**Given data**.
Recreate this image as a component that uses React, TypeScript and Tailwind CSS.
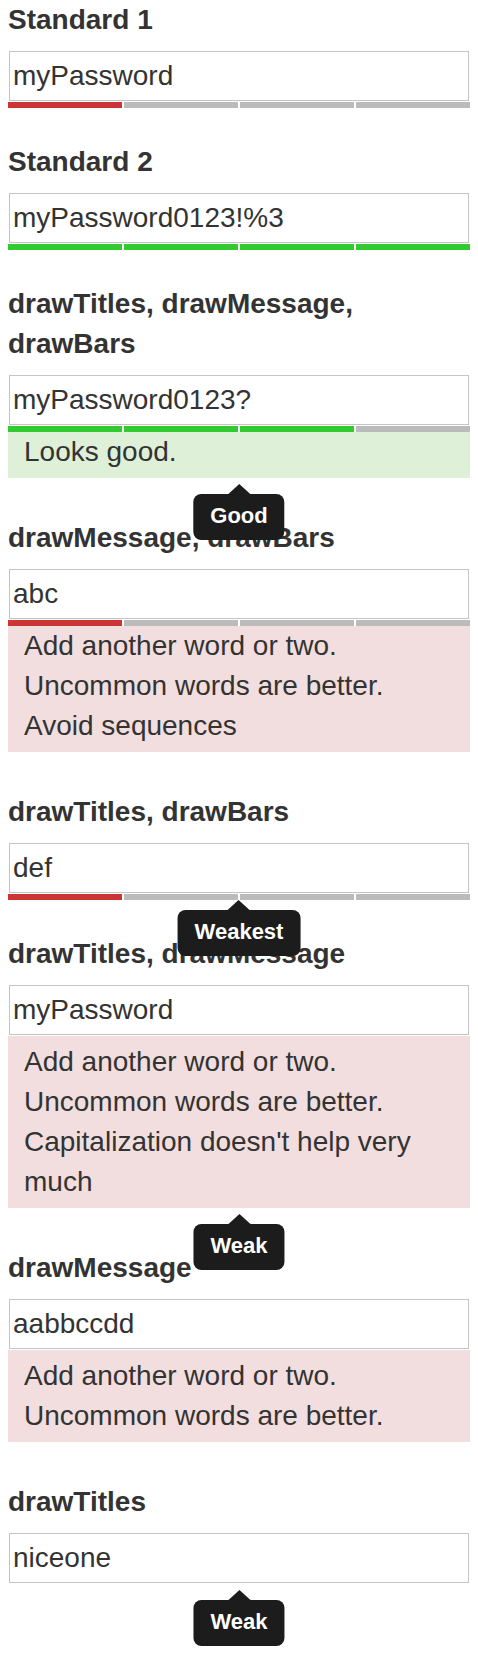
import React from "react";

type Section = {
  title: string;
  value: string;
  bars?: string[];
  message?: { tone: "good" | "bad"; lines: string[] };
  tip?: string;
};

const RED = "bg-[#cd3434]";
const GREEN = "bg-[#31cb31]";
const GRAY = "bg-[#bbbbbb]";

const sections: Section[] = [
  { title: "Standard 1", value: "myPassword", bars: [RED, GRAY, GRAY, GRAY] },
  { title: "Standard 2", value: "myPassword0123!%3", bars: [GREEN, GREEN, GREEN, GREEN] },
  {
    title: "drawTitles, drawMessage, drawBars",
    value: "myPassword0123?",
    bars: [GREEN, GREEN, GREEN, GRAY],
    message: { tone: "good", lines: ["Looks good."] },
    tip: "Good",
  },
  {
    title: "drawMessage, drawBars",
    value: "abc",
    bars: [RED, GRAY, GRAY, GRAY],
    message: {
      tone: "bad",
      lines: ["Add another word or two.", "Uncommon words are better.", "Avoid sequences"],
    },
  },
  {
    title: "drawTitles, drawBars",
    value: "def",
    bars: [RED, GRAY, GRAY, GRAY],
    tip: "Weakest",
  },
  {
    title: "drawTitles, drawMessage",
    value: "myPassword",
    message: {
      tone: "bad",
      lines: [
        "Add another word or two.",
        "Uncommon words are better.",
        "Capitalization doesn't help very much",
      ],
    },
    tip: "Weak",
  },
  {
    title: "drawMessage",
    value: "aabbccdd",
    message: { tone: "bad", lines: ["Add another word or two.", "Uncommon words are better."] },
  },
  { title: "drawTitles", value: "niceone", tip: "Weak" },
];

function Tooltip({ text }: { text: string }) {
  return (
    <div className="absolute top-full left-1/2 -translate-x-1/2 z-10 flex flex-col items-center">
      <div className="w-0 h-0 border-x-[11px] border-x-transparent border-b-[10px] border-b-[#1c1c1c]" />
      <div className="h-[46px] px-[17px] rounded-[8px] bg-[#1c1c1c] text-white text-[22px] font-bold leading-[44px] whitespace-nowrap">
        {text}
      </div>
    </div>
  );
}

function Block({ s }: { s: Section }) {
  const msgBg = s.message?.tone === "good" ? "bg-[#dff0d8]" : "bg-[#f2dede]";
  return (
    <div className="relative flex flex-col">
      <div className="text-[28px] leading-[40px] font-bold">{s.title}</div>
      <div className="mt-[10px] p-px">
        <input
          readOnly
          value={s.value}
          className="block w-full h-[50px] border border-[#c4c4c4] bg-white pl-[3px] text-[28px] text-[#333] outline-none font-['Liberation_Sans',Arial,sans-serif]"
        />
      </div>
      {s.bars ? (
        <div className="flex gap-[2px] h-[6px]">
          {s.bars.map((b, i) => (
            <div key={i} className={`flex-1 ${b}`} />
          ))}
        </div>
      ) : s.message ? null : (
        <div className="h-[6px]" />
      )}
      {s.message && (
        <div
          className={`${msgBg} pl-4 pb-[6px] mb-[6px] text-[28px] leading-[40px] ${
            s.bars ? "" : "pt-[6px]"
          }`}
        >
          {s.message.lines.map((l, i) => (
            <div key={i}>{l}</div>
          ))}
        </div>
      )}
      {s.tip && <Tooltip text={s.tip} />}
    </div>
  );
}

export default function App() {
  return (
    <div className="w-[478px] min-h-[1654px] bg-white px-2 text-[#333] font-['Liberation_Sans',Arial,sans-serif]">
      <div className="flex flex-col gap-[34px]">
        {sections.map((s, i) => (
          <Block key={i} s={s} />
        ))}
      </div>
    </div>
  );
}
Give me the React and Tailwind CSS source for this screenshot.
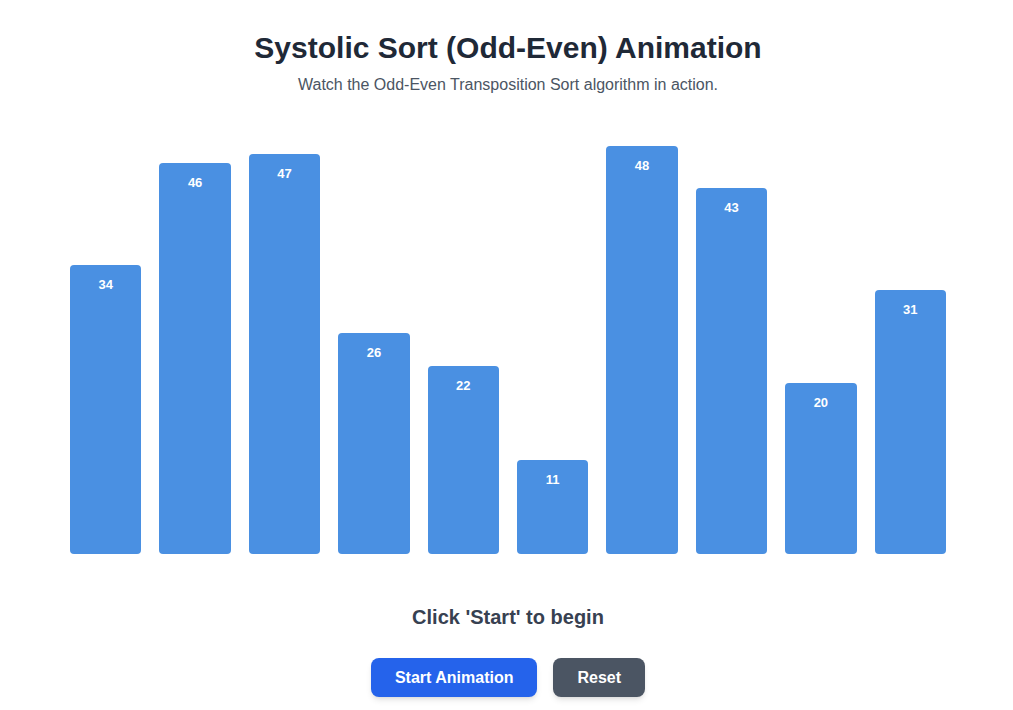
import React, { useState } from 'react';

const initial = [34, 46, 47, 26, 22, 11, 48, 43, 20, 31];

export default function App() {
  const [values] = useState(initial);

  return (
    <div className="min-h-screen bg-white flex flex-col items-center pt-[30px] pl-[3px]" style={{ fontFamily: '"Liberation Sans", Arial, sans-serif' }}>
      <h1 className="text-[30px] leading-9 font-bold text-[#1f2937]">Systolic Sort (Odd-Even) Animation</h1>
      <p className="mt-[7px] text-base leading-6 text-[#4b5563]">Watch the Odd-Even Transposition Sort algorithm in action.</p>

      <div className="mt-[32px] h-[425px] flex items-end justify-center gap-[17.9px]">
        {values.map((v, i) => (
          <div
            key={i}
            className="w-[71.5px] bg-[#4a90e2] rounded-[4px] flex justify-center pt-[12px]"
            style={{ height: `${v * 8.48 + 1}px` }}
          >
            <span className="text-[13px] leading-[15px] font-bold text-white">{v}</span>
          </div>
        ))}
      </div>

      <div className="mt-[49px] text-[20px] leading-7 font-bold text-[#374151]">Click 'Start' to begin</div>

      <div className="mt-[27px] flex gap-4">
        <button className="px-6 py-2 leading-[23px] rounded-lg bg-[#2563eb] text-white font-bold text-base shadow-md">Start Animation</button>
        <button className="px-6 py-2 leading-[23px] rounded-lg bg-[#4b5563] text-white font-bold text-base shadow-md">Reset</button>
      </div>
    </div>
  );
}
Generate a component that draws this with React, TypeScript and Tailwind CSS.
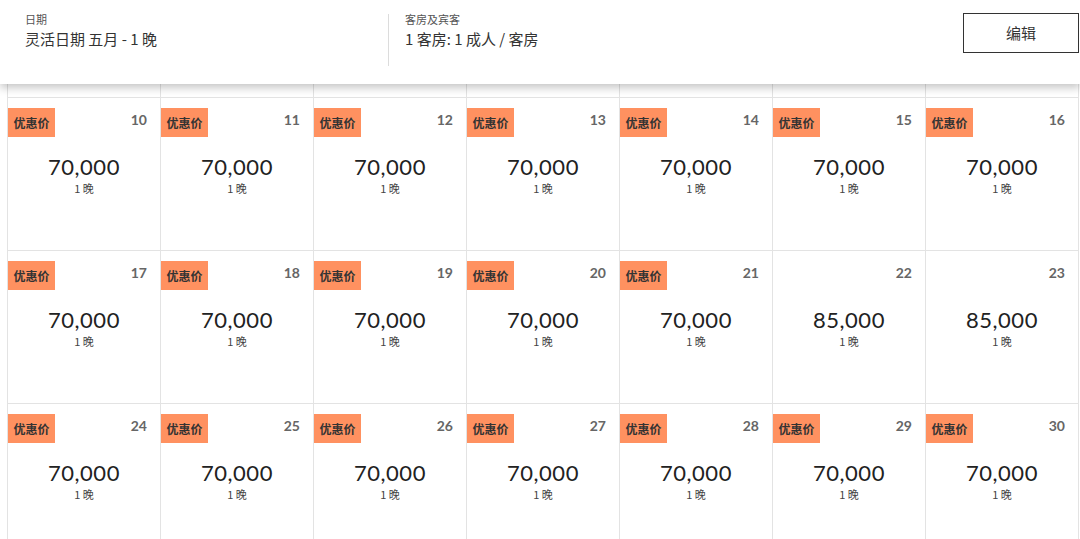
import React from 'react';

type Day = { day: number; price: string; promo: boolean };

// Three visible weeks of May — 22 & 23 are regular rate, the rest promo
const WEEKS: Day[][] = [
  [10, 11, 12, 13, 14, 15, 16],
  [17, 18, 19, 20, 21, 22, 23],
  [24, 25, 26, 27, 28, 29, 30],
].map((week) =>
  week.map((d) => {
    const promo = d !== 22 && d !== 23;
    return { day: d, promo, price: promo ? '70,000' : '85,000' };
  })
);

const FONT = { fontFamily: 'Lato, "Noto Sans CJK SC", sans-serif' };
const CJK = { fontFamily: '"Noto Sans CJK SC", "Noto Sans", sans-serif' };

function DayCell({ d }: { d: Day }) {
  return (
    <div className="relative h-[153px] border-l border-t border-[#e3e3e3] bg-white">
      <div className="flex items-start justify-between h-[40px]">
        {d.promo ? (
          <div
            className="mt-[10px] w-[47px] h-[29px] bg-[#ff9160] flex items-center justify-center text-[12px] font-bold text-[#333]"
            style={CJK}
          >
            优惠价
          </div>
        ) : (
          <div />
        )}
        <div className="mt-[12px] mr-[13px] text-[14px] font-bold text-[#666] leading-[20px]" style={FONT}>
          {d.day}
        </div>
      </div>
      <div className="flex flex-col items-center mt-[16px]">
        <div className="text-[22px] leading-[26px] text-[#222] tracking-[0.5px]" style={FONT}>
          {d.price}
        </div>
        <div className="text-[11px] leading-[14px] text-[#444] mt-[1px]" style={CJK}>
          1 晚
        </div>
      </div>
    </div>
  );
}

export default function App() {
  return (
    <div className="w-[1080px] h-[539px] overflow-hidden bg-white" style={CJK}>
      {/* Search summary bar */}
      <div className="relative z-10 h-[84px] bg-white shadow-[0_4px_8px_rgba(0,0,0,0.22)] flex items-start">
        <div className="w-[388px] pl-[25px] pt-[11px]">
          <div className="text-[11px] leading-[16px] text-[#555]">日期</div>
          <div className="text-[15px] leading-[24px] text-[#333]">灵活日期 五月 - 1 晚</div>
        </div>
        <div className="w-px h-[52px] mt-[14px] bg-[#dcdcdc]" />
        <div className="flex-1 pl-[16px] pt-[11px]">
          <div className="text-[11px] leading-[16px] text-[#555]">客房及宾客</div>
          <div className="text-[15px] leading-[24px] text-[#333]">1 客房: 1 成人 / 客房</div>
        </div>
        <button className="mt-[13px] mr-[1px] w-[116px] h-[40px] border-[1.5px] border-[#333] bg-white text-[15px] text-[#333]">
          编辑
        </button>
      </div>

      {/* Calendar */}
      <div className="ml-[7px] w-[1072px] border-r border-[#e3e3e3]">
        <div className="grid grid-cols-[repeat(7,153px)]">
          {Array.from({ length: 7 }, (_, i) => (
            <div key={i} className="h-[13px] border-l border-[#e3e3e3]" />
          ))}
        </div>
        {WEEKS.map((week, i) => (
          <div key={i} className="grid grid-cols-[repeat(7,153px)]">
            {week.map((d) => (
              <DayCell key={d.day} d={d} />
            ))}
          </div>
        ))}
      </div>
    </div>
  );
}
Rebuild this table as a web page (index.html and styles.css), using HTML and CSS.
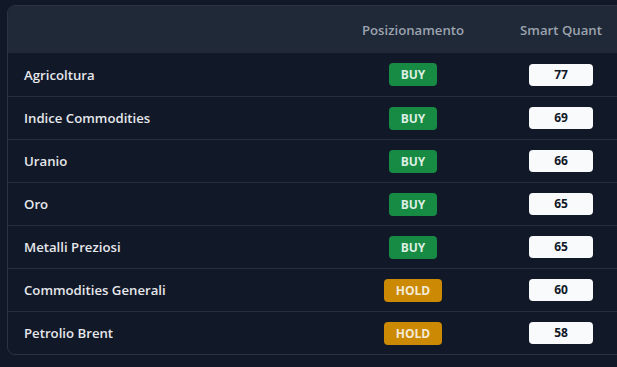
FILE: index.html
```html
<!DOCTYPE html>
<html lang="it">
<head>
<meta charset="utf-8">
<link rel="stylesheet" href="styles.css">
</head>
<body>
<div class="table">
  <div class="row head">
    <div class="cell name"></div>
    <div class="cell center">Posizionamento</div>
    <div class="cell center">Smart Quant</div>
  </div>
  <div class="row first">
    <div class="cell name">Agricoltura</div>
    <div class="cell center"><span class="badge buy">BUY</span></div>
    <div class="cell center"><span class="score">77</span></div>
  </div>
  <div class="row">
    <div class="cell name">Indice Commodities</div>
    <div class="cell center"><span class="badge buy">BUY</span></div>
    <div class="cell center"><span class="score">69</span></div>
  </div>
  <div class="row">
    <div class="cell name">Uranio</div>
    <div class="cell center"><span class="badge buy">BUY</span></div>
    <div class="cell center"><span class="score">66</span></div>
  </div>
  <div class="row">
    <div class="cell name">Oro</div>
    <div class="cell center"><span class="badge buy">BUY</span></div>
    <div class="cell center"><span class="score">65</span></div>
  </div>
  <div class="row">
    <div class="cell name">Metalli Preziosi</div>
    <div class="cell center"><span class="badge buy">BUY</span></div>
    <div class="cell center"><span class="score">65</span></div>
  </div>
  <div class="row">
    <div class="cell name">Commodities Generali</div>
    <div class="cell center"><span class="badge hold">HOLD</span></div>
    <div class="cell center"><span class="score">60</span></div>
  </div>
  <div class="row last">
    <div class="cell name">Petrolio Brent</div>
    <div class="cell center"><span class="badge hold">HOLD</span></div>
    <div class="cell center"><span class="score">58</span></div>
  </div>
</div>
</body>
</html>
```
FILE: styles.css
```css
html, body {
  margin: 0;
  padding: 0;
  background: #111827;
  overflow: hidden;
  font-family: "Open Sans", "Noto Sans", sans-serif;
}
body {
  padding: 5px 0 0 7px;
  width: 700px;
}
.table {
  width: 660px;
  border: 1px solid #2b3444;
  border-radius: 8px;
  overflow: hidden;
  background: #111827;
}
.row {
  display: grid;
  grid-template-columns: 350px 110px 186px;
  height: 43px;
  border-bottom: 1px solid #252e3d;
  box-sizing: border-box;
  align-items: center;
}
.row.first { height: 44px; }
.row.last { border-bottom: none; height: 42px; }
.row.head {
  height: 47px;
  background: #1f2937;
  border-bottom: none;
}
.cell {
  font-size: 13.2px;
  font-weight: 600;
  color: #e5e7eb;
}
.name { padding-left: 16px; }
.center { text-align: center; }
.head .cell { color: #9ca3af; }
.badge {
  display: inline-block;
  font-size: 12px;
  font-weight: 700;
  color: #dcefe2;
  line-height: 23px;
  padding: 0 12px;
  border-radius: 4px;
}
.buy { background: #178a43; }
.hold { background: #cc8a04; color: #f3ead7; }
.score {
  display: inline-block;
  width: 64px;
  line-height: 22px;
  background: #f8fafc;
  color: #111827;
  font-size: 12px;
  font-weight: 700;
  border-radius: 4px;
}
```
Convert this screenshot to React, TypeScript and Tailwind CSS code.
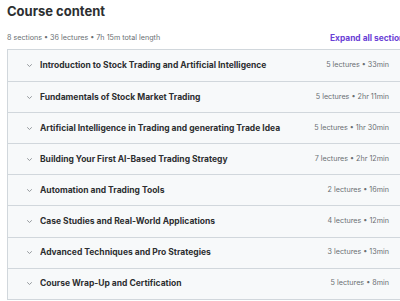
import React from 'react';

const SECTIONS = [
    { title: 'Introduction to Stock Trading and Artificial Intelligence', lectures: 5, length: '33min' },
    { title: 'Fundamentals of Stock Market Trading', lectures: 5, length: '2hr 11min' },
    { title: 'Artificial Intelligence in Trading and generating Trade Idea', lectures: 5, length: '1hr 30min' },
    { title: 'Building Your First AI-Based Trading Strategy', lectures: 7, length: '2hr 12min' },
    { title: 'Automation and Trading Tools', lectures: 2, length: '16min' },
    { title: 'Case Studies and Real-World Applications', lectures: 4, length: '12min' },
    { title: 'Advanced Techniques and Pro Strategies', lectures: 3, length: '13min' },
    { title: 'Course Wrap-Up and Certification', lectures: 5, length: '8min' },
];

function Chevron() {
    return (
        <svg width="7" height="5" viewBox="0 0 7 5" className="shrink-0">
            <path d="M1.2 1.3 L3.5 3.5 L5.8 1.3" fill="none" stroke="#8a8f93" strokeWidth="0.9" />
        </svg>
    );
}

export default function App() {
    return (
        <div className="w-[400px] h-[301px] overflow-hidden bg-white text-[#2d2f31] font-['Inter',sans-serif]">
            <div className="w-[405px] ml-[7px]">
                {/* Heading */}
                <h2 className="text-[13px] leading-[20px] font-bold pt-[1px]">Course content</h2>

                {/* Summary row */}
                <div className="flex items-center justify-between h-[16px] mt-[9px] mb-[3px] pr-[3px]">
                    <span className="text-[7.2px] text-[#6a6f73]">8 sections • 36 lectures • 7h 15m total length</span>
                    <span className="text-[8.4px] font-bold text-[#6a3fd6] whitespace-nowrap">Expand all sections</span>
                </div>

                {/* Sections */}
                <div className="border border-[#d1d7dc]">
                    {SECTIONS.map((s, i) => (
                        <div
                            key={s.title}
                            className={`flex items-center h-[31.1px] bg-[#f7f9fa] pl-[18px] pr-[22px] ${i > 0 ? 'border-t border-[#d1d7dc]' : ''}`}
                        >
                            <Chevron />
                            <span className="ml-[7px] flex-1 text-[8.5px] font-bold truncate">{s.title}</span>
                            <span className="text-[7.2px] text-[#6a6f73] whitespace-nowrap">
                                {s.lectures} lectures • {s.length}
                            </span>
                        </div>
                    ))}
                </div>
            </div>
        </div>
    );
}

**Task objective**. Every line containing the string "screenshot" must be listed.

**Output below**.
Give me the React and Tailwind CSS source for this screenshot.
Convert this screenshot to React, TypeScript and Tailwind CSS code.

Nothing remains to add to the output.